The following is a true story.
I put the details in to an AI (not ChatGPT!) and told it to write the post in the manner of a raconteur.
Here's what it came up with:
The night was electric, the air thick with the rumble of engines and the scent of beer-soaked revelry. Our band had just wrapped up our set at a biker rally, the kind of gig where leather jackets outnumber smiles, and the headlining act was ready to take the stage. We were tight with them, so we stuck around to watch the chaos unfold.

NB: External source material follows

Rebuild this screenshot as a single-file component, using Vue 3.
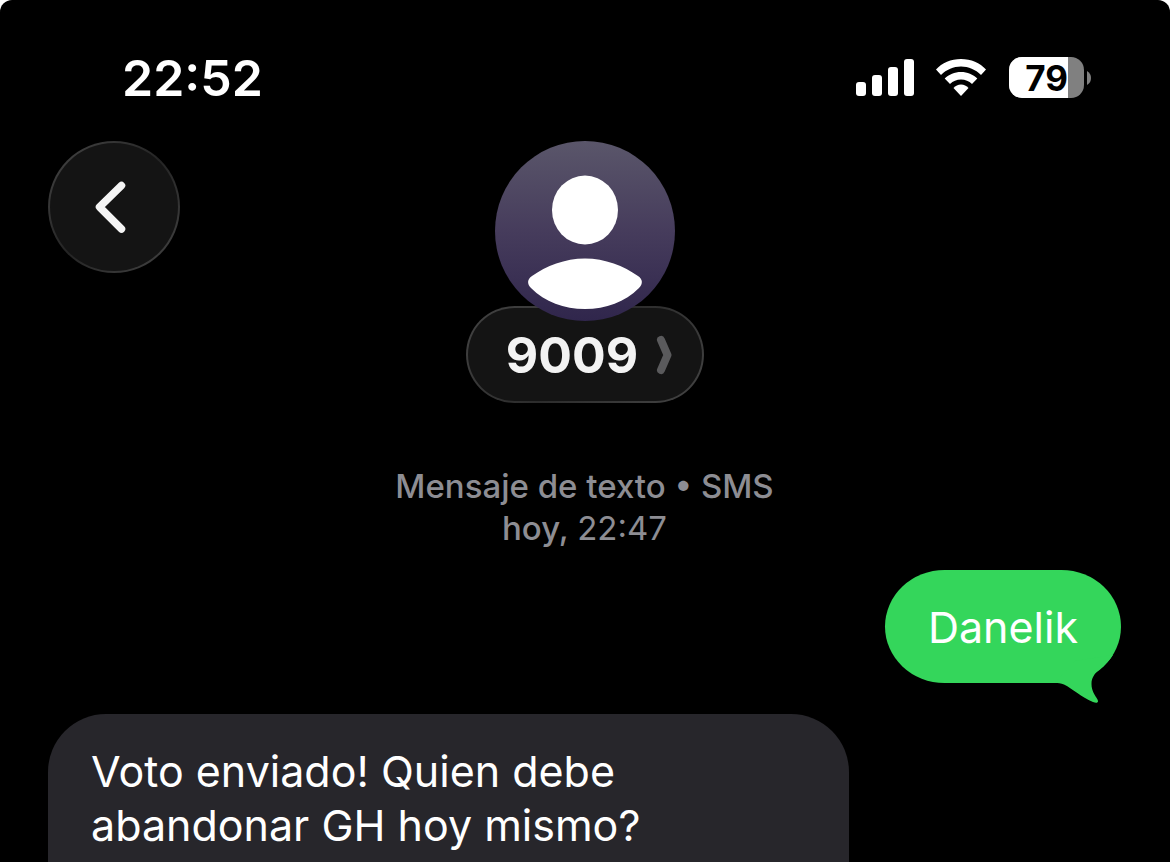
<template>
  <div class="phone">
    <!-- Status bar -->
    <div class="status-bar">
      <time class="status-time">{{ clock }}</time>
      <div class="status-icons">
        <svg class="icon-signal" width="58" height="38" viewBox="0 0 58 38" fill="currentColor" aria-hidden="true">
          <rect
            v-for="bar in signalBars"
            :key="bar.x"
            :x="bar.x"
            :y="37 - bar.height"
            width="10"
            :height="bar.height"
            rx="3"
          />
        </svg>
        <svg class="icon-wifi" width="52" height="38" viewBox="0 0 52 38" fill="currentColor" aria-hidden="true">
          <path d="M26 0C36 0 45 4 51 10.500L46 16C40.500 10.500 33.500 7.500 26 7.500C18.500 7.500 11.500 10.500 6 16L1 10.500C7 4 16 0 26 0Z" />
          <path d="M26 13C32.500 13 38 15.500 42.300 19.500L37 25C34 22 30.300 20.500 26 20.500C21.700 20.500 18 22 15 25L9.700 19.500C14 15.500 19.500 13 26 13Z" />
          <path d="M26 25.500C29 25.500 31.500 26.700 33.500 29L26 37L18.500 29C20.500 26.700 23 25.500 26 25.500Z" />
        </svg>
        <div class="battery">
          <div class="battery-body">
            <div class="battery-fill" :style="{ width: `${battery}%` }"></div>
            <span class="battery-text">{{ battery }}</span>
          </div>
          <svg class="battery-cap" width="5" height="14" viewBox="0 0 5 14" aria-hidden="true">
            <path d="M0 0C3 2 4 4 4 7S3 12 0 14Z" fill="#808080" />
          </svg>
        </div>
      </div>
    </div>

    <!-- Conversation header -->
    <header class="chat-header">
      <button type="button" class="back-button" aria-label="Atrás">
        <svg width="34" height="54" viewBox="0 0 34 54" fill="none" aria-hidden="true">
          <path d="M29.500 5.500L7.500 27L29.500 49" stroke="#f4f4f4" stroke-width="7.500" stroke-linecap="round" stroke-linejoin="round" />
        </svg>
      </button>
      <div class="contact">
        <svg class="avatar" width="180" height="180" viewBox="0 0 180 180" aria-hidden="true">
          <defs>
            <linearGradient id="avatar-bg" x1="0" y1="0" x2="0" y2="1">
              <stop offset="0" stop-color="#5a566a" />
              <stop offset="0.5" stop-color="#463c5c" />
              <stop offset="1" stop-color="#30264c" />
            </linearGradient>
          </defs>
          <circle cx="90" cy="90" r="90" fill="url(#avatar-bg)" />
          <ellipse cx="90" cy="69" rx="33" ry="34.500" fill="#fff" />
          <path d="M90 117.500C110 117.500 129 125 143 135C148 138.500 148 143 144 147C130 161 111 168 90 168C69 168 50 161 36 147C32 143 32 138.500 37 135C51 125 70 117.500 90 117.500Z" fill="#fff" />
        </svg>
        <button type="button" class="contact-name">
          <span>{{ contact }}</span>
          <svg width="16" height="40" viewBox="0 0 16 40" fill="none" aria-hidden="true">
            <path d="M5 5L11.500 20L5 35" stroke="#5a5a5c" stroke-width="8" stroke-linecap="round" stroke-linejoin="round" />
          </svg>
        </button>
      </div>
    </header>

    <!-- Messages -->
    <main class="thread">
      <p class="thread-info">
        Mensaje de texto • SMS<br />
        <span>hoy,</span> <span class="thread-hour">22:47</span>
      </p>
      <div
        v-for="message in messages"
        :key="message.id"
        class="bubble"
        :class="message.sent ? 'bubble-sent' : 'bubble-received'"
      >
        {{ message.text }}
        <svg v-if="message.sent" class="bubble-tail" width="66" height="50" viewBox="0 0 66 50" aria-hidden="true">
          <path d="M0 29.500L20 8L58 2C54 8 50 12 45 16C39 21 36.500 25 36.500 31C36.500 38 40 42 42.500 46.500C44 49.500 42 50.500 38 49C26 44 18 36 9 31.500C6 30 3 30 0 30Z" fill="#34d65b" />
        </svg>
      </div>
    </main>
  </div>
</template>

<script setup>
import { ref } from 'vue'

const clock = ref('22:52')
const battery = ref(79)
const contact = ref('9009')

const signalBars = [
  { x: 0, height: 14 },
  { x: 16, height: 21 },
  { x: 32, height: 29 },
  { x: 48, height: 37 }
]

const messages = ref([
  { id: 1, sent: true, text: 'Danelik' },
  { id: 2, sent: false, text: 'Voto enviado! Quien debe abandonar GH hoy mismo?' }
])
</script>

<style>
body {
  margin: 0;
  background: #fff;
}
</style>

<style scoped>
.phone {
  height: 100vh;
  overflow: hidden;
  border-radius: 12px 12px 0 0;
  background: #000;
  color: #fff;
  font-family: Inter, 'Liberation Sans', sans-serif;
}

/* Status bar */
.status-bar {
  display: flex;
  align-items: center;
  justify-content: space-between;
  padding: 48px 78px 33px 122px;
}

.status-time {
  font-size: 50px;
  line-height: 60px;
  font-weight: 600;
}

.status-icons {
  display: flex;
  align-items: center;
}

.icon-signal {
  margin-right: 21px;
}

.icon-wifi {
  margin-right: 22px;
}

.battery {
  display: flex;
  align-items: center;
  gap: 3px;
  padding-bottom: 1px;
}

.battery-body {
  position: relative;
  width: 75px;
  height: 41px;
  border-radius: 13px;
  background: #808080;
  overflow: hidden;
}

.battery-fill {
  height: 100%;
  background: #fff;
}

.battery-text {
  position: absolute;
  inset: 0;
  color: #000;
  font-size: 35px;
  line-height: 42px;
  font-weight: 700;
  text-align: center;
}

/* Header */
.chat-header {
  display: grid;
  grid-template-columns: 1fr auto 1fr;
  align-items: start;
  padding: 0 48px;
}

.back-button {
  display: flex;
  align-items: center;
  justify-content: center;
  width: 132px;
  height: 132px;
  padding: 0 10px 0 0;
  border: 2px solid transparent;
  border-radius: 50%;
  background:
    linear-gradient(#141414, #141414) padding-box,
    linear-gradient(135deg, #464646 0%, #242424 50%, #464646 100%) border-box;
}

.contact {
  display: flex;
  flex-direction: column;
  align-items: center;
}

.avatar {
  position: relative;
  z-index: 1;
}

.contact-name {
  display: flex;
  align-items: center;
  gap: 18px;
  height: 97px;
  margin-top: -15px;
  padding: 0 30px 0 38px;
  border: 2px solid transparent;
  border-radius: 50px;
  background:
    linear-gradient(#141414, #141414) padding-box,
    linear-gradient(135deg, #444 0%, #2c2c2c 50%, #444 100%) border-box;
  color: #f2f2f2;
  font-family: inherit;
  font-size: 50px;
  line-height: 60px;
  font-weight: 700;
}

/* Thread */
.thread {
  display: flex;
  flex-direction: column;
  padding: 62px 49px 0 48px;
}

.thread-info {
  margin: 0 0 21px;
  color: #8d8d93;
  font-size: 33px;
  line-height: 42px;
  font-weight: 500;
  text-align: center;
}

.thread-hour {
  font-weight: 400;
}

.bubble {
  position: relative;
  box-sizing: border-box;
  font-size: 43px;
  line-height: 54px;
}

.bubble-sent {
  align-self: flex-end;
  padding: 30px 43px 29px;
  border-radius: 60px / 57px;
  background: #34d65b;
}

.bubble-tail {
  position: absolute;
  right: 0;
  bottom: -20px;
}

.bubble-received {
  width: calc(75% - 4px);
  margin-top: 31px;
  padding: 30px 43px 85px;
  border-radius: 58px;
  background: #27262b;
}
</style>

The bassist of the headlining band—a man who lived like his strings, taut and unpredictable—had won a bottle of Jack Daniels in a raffle earlier that evening. With a swagger only a bassist could muster, he brought it on stage. By the second or third song, half the bottle was gone, a feat impressive even by biker rally standards. This was on top of an all-day beer marathon that would have felled lesser mortals.
Then came the moment: mid-set, still cradling his bass (thankfully wireless), he wandered off stage. At first, we thought it was some avant-garde performance art. But no—he plopped himself into a front-row seat, clutching that £20 bottle of Jack like it was Excalibur, and promptly passed out cold. Attempts to wake him were futile; he was in a whiskey-induced slumber so deep it might as well have been mythological.
The kicker? While he clung to that bottle for dear life, his £2000+ Rickenbacker bass—a gleaming piece of rock history—was left unattended. I had to step in, pick up his instrument, and finish the gig for him while he snored away in blissful ignorance.
It was rock 'n' roll distilled into one perfect moment: absurdity, camaraderie, and a touch of chaos. And yes, we made sure he got his bass back—eventually.